Spaces:
Running
on
CPU Upgrade
score gap between leaderboard and local running
Hi, we are currently testing our model fangzhaoz/pearl7B_tuneonGSM8K, the leaderboard public score is "acc":0.3995451099317665 for GSM8k task while we got "exact_match" value 0.7688 with "Stderr" 0.0116 by running on lm harness evaluate locally.
Wondering why there is such a large gap, is it because We're looking at a wrong metric score locally?

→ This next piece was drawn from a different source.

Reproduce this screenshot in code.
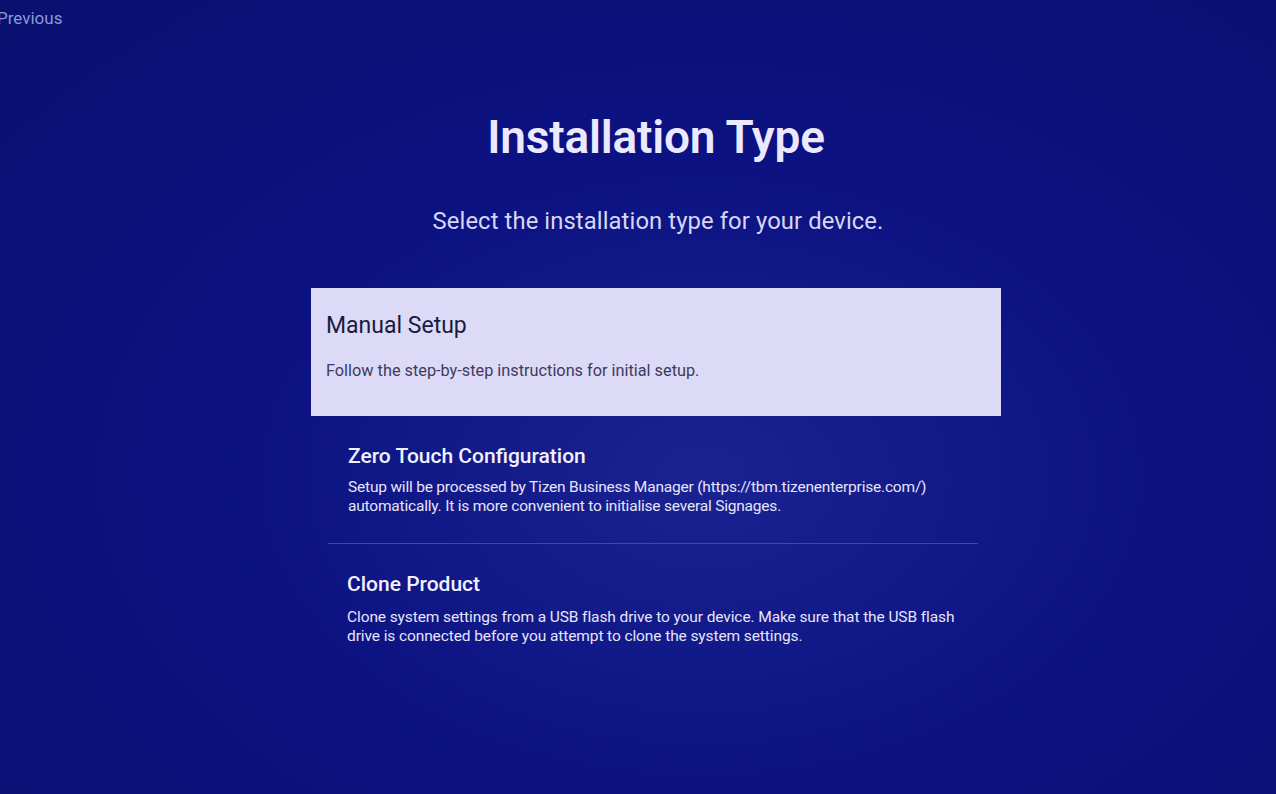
import React from 'react';

const font = { fontFamily: 'Roboto, "Noto Sans", sans-serif' };

const options = [
  {
    title: 'Zero Touch Configuration',
    lines: [
      'Setup will be processed by Tizen Business Manager (https://tbm.tizenenterprise.com/)',
      'automatically. It is more convenient to initialise several Signages.',
    ],
  },
  {
    title: 'Clone Product',
    lines: [
      'Clone system settings from a USB flash drive to your device. Make sure that the USB flash',
      'drive is connected before you attempt to clone the system settings.',
    ],
  },
];

export default function App() {
  return (
    <div
      className="relative h-[794px] w-full overflow-hidden bg-[radial-gradient(ellipse_at_55%_60%,#1a2391_0%,#0c1282_45%,#09106f_100%)]"
      style={font}
    >
      <div className="pt-[7px] -ml-[3px] text-[17px] leading-[22px] text-[#8e97d8]">Previous</div>

      <div className="ml-[311px] w-[690px]">
        <h1 className="mt-[80px] text-center text-[46px] leading-[56px] font-semibold text-[#ece8ff] tracking-[-0.2px]">
          Installation Type
        </h1>
        <p className="mt-[41px] pl-[4px] text-center text-[23.8px] leading-[30px] text-[#d8d6f4] tracking-[0.1px]">
          Select the installation type for your device.
        </p>

        <div className="mt-[52px] h-[128px] bg-[#dcdaf6] px-[15px] pt-[24px]">
          <div className="text-[23px] leading-[28px] text-[#1b1a40]">Manual Setup</div>
          <div className="mt-[21px] text-[16.3px] leading-[20px] text-[#3c3b5e]">
            Follow the step-by-step instructions for initial setup.
          </div>
        </div>

        <div className="mt-[26px] px-[37px]">
          <div className="text-[21px] leading-[28px] font-medium text-[#f2f0ff]">{options[0].title}</div>
          <div className="mt-[8px] whitespace-nowrap text-[15.5px] leading-[19px] tracking-[-0.2px] text-[#e6e4fa]">
            {options[0].lines.map((l) => (
              <div key={l}>{l}</div>
            ))}
          </div>
        </div>

        <div className="mt-[27px] ml-[17px] mr-[23px] h-px bg-[#3a4aa8]" />

        <div className="mt-[26px] px-[36px]">
          <div className="text-[21px] leading-[28px] font-medium text-[#f2f0ff]">{options[1].title}</div>
          <div className="mt-[10px] whitespace-nowrap text-[15.5px] leading-[19px] tracking-[-0.1px] text-[#e6e4fa]">
            {options[1].lines.map((l) => (
              <div key={l}>{l}</div>
            ))}
          </div>
        </div>
      </div>
    </div>
  );
}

FYI, here's the code we use for local evaluation:
lm_eval --model hf --model_args pretrained=fangzhaoz/pearl7B_tuneonGSM8K --tasks gsm8k --device cuda:0 --batch_size 8
and here's the results it returns:
Tasks | Version | Filter | n-shot | Metric | Value | Stderr | |
---|---|---|---|---|---|---|---|
gsm8k | 2 | get-answer | 5 | exact_match | 0.7688 | ± | 0.0116 |
Hi!
Did you follow the same steps as we did, notably using the same commit of the harness? (I think you used a more recent version of the harness).
(Everything is detailed in the About page).
You can also take a look at the difference between your outputs and the details we save (accessible by clicking the page up icon next to the model name in the leaderboard).